=== Required task ===
Identify each line containing the word "this" and copy it.

=== The input ===

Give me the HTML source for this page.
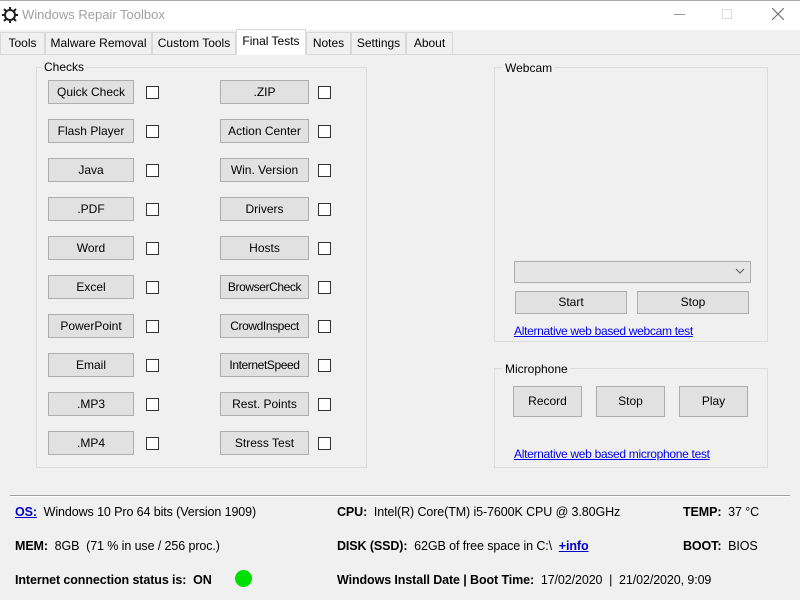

--

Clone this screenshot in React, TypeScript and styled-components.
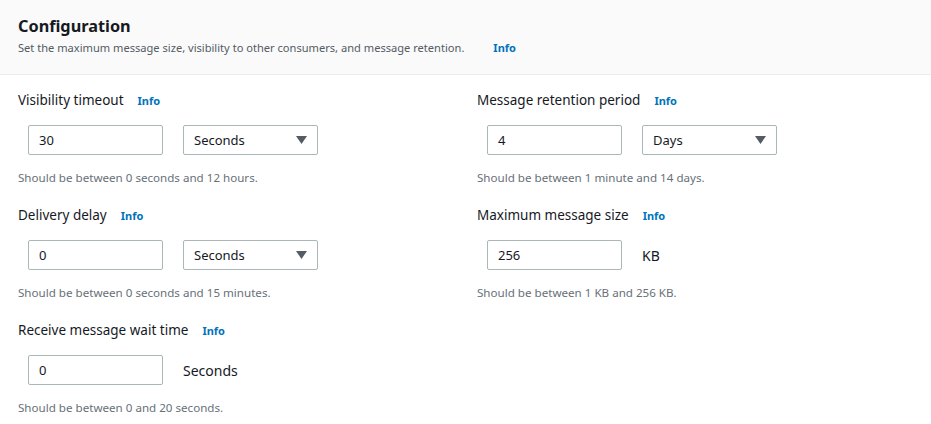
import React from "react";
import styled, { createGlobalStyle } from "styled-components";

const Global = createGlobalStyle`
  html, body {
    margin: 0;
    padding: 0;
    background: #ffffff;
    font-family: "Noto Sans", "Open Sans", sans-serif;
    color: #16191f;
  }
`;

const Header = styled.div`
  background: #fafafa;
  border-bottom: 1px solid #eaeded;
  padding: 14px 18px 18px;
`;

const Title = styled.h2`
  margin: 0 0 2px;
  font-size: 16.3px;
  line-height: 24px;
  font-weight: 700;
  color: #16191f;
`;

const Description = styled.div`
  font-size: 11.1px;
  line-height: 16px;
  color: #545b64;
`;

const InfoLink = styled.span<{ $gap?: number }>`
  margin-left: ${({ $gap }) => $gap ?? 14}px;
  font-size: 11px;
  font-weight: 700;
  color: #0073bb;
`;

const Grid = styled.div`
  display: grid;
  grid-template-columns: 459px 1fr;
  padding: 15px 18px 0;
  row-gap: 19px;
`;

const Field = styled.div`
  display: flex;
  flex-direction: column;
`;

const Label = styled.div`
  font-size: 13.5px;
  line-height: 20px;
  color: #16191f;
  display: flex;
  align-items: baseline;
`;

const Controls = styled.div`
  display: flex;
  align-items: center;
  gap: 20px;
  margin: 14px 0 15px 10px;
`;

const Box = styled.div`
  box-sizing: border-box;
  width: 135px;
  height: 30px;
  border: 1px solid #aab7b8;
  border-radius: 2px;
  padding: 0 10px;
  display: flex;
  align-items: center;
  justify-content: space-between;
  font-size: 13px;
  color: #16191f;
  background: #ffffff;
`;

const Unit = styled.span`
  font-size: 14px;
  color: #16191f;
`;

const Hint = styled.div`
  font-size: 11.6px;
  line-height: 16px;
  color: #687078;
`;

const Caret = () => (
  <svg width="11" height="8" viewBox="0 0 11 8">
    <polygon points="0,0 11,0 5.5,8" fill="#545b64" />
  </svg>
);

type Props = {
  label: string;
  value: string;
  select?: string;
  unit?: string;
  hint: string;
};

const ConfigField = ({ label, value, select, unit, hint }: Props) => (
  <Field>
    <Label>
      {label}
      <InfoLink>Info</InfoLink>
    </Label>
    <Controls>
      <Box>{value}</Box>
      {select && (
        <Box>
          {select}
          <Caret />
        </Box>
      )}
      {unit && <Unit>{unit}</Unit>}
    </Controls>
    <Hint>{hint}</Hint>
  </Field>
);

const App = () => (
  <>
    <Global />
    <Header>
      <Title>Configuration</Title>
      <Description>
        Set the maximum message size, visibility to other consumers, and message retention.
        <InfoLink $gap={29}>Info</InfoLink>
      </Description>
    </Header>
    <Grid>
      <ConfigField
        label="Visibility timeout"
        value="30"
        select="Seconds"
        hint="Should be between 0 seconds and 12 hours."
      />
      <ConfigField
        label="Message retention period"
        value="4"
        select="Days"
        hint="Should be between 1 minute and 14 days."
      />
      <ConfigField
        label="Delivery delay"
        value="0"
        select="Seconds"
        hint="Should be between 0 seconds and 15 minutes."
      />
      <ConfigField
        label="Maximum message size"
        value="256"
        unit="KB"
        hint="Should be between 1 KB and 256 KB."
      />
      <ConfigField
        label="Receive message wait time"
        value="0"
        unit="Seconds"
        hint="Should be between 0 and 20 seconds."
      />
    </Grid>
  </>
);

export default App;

==

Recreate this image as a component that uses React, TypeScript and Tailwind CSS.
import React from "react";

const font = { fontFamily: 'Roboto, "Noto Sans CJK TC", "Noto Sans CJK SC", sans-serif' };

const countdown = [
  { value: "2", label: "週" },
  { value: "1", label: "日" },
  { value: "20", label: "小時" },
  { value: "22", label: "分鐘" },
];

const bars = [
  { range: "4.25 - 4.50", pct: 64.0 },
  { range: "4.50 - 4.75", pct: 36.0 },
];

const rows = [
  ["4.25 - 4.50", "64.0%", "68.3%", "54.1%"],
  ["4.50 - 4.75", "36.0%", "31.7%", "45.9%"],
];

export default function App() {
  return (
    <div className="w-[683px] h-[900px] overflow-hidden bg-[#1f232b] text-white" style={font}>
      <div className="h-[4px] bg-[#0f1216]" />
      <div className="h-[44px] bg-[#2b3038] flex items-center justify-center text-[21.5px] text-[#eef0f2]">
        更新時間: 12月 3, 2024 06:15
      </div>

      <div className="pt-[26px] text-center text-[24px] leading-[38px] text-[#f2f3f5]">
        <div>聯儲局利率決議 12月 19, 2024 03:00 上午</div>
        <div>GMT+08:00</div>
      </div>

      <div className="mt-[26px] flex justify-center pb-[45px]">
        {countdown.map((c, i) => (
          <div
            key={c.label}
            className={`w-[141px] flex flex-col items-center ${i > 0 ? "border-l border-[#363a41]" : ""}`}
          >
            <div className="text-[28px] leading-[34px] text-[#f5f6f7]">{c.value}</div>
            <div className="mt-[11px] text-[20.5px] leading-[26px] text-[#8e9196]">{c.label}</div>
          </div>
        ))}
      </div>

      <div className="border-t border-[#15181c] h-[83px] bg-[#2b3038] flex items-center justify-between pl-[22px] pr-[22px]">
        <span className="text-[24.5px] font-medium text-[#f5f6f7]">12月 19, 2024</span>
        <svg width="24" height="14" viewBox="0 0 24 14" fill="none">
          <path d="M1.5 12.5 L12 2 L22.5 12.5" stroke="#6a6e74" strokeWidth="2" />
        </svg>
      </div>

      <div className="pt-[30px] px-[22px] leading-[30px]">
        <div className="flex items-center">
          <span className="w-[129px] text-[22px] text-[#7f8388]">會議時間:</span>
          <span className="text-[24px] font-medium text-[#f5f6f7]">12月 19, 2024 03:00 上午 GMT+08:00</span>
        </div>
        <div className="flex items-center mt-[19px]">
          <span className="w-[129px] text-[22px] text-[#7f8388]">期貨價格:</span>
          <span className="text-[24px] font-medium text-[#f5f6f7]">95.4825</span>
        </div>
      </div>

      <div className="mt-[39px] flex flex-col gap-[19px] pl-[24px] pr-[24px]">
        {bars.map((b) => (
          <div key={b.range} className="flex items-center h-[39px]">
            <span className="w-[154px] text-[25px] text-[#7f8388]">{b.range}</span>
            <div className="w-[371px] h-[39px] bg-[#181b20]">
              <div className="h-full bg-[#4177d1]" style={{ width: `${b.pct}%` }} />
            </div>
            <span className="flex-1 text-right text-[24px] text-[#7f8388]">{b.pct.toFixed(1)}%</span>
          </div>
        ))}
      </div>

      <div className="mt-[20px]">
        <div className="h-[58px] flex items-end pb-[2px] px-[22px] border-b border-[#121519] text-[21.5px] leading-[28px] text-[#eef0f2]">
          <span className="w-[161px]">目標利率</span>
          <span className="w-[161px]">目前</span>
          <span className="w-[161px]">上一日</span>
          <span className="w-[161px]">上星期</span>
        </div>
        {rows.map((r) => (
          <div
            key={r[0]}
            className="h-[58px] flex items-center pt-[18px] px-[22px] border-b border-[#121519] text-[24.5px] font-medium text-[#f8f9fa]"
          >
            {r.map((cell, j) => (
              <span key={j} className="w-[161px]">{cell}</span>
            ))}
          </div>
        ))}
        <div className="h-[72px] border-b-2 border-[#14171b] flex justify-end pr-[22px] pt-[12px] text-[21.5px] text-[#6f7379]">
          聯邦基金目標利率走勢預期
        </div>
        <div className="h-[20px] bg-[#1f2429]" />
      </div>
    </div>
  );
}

=== Answer to the task ===
Give me the HTML source for this page.
Clone this screenshot in React, TypeScript and styled-components.
Recreate this image as a component that uses React, TypeScript and Tailwind CSS.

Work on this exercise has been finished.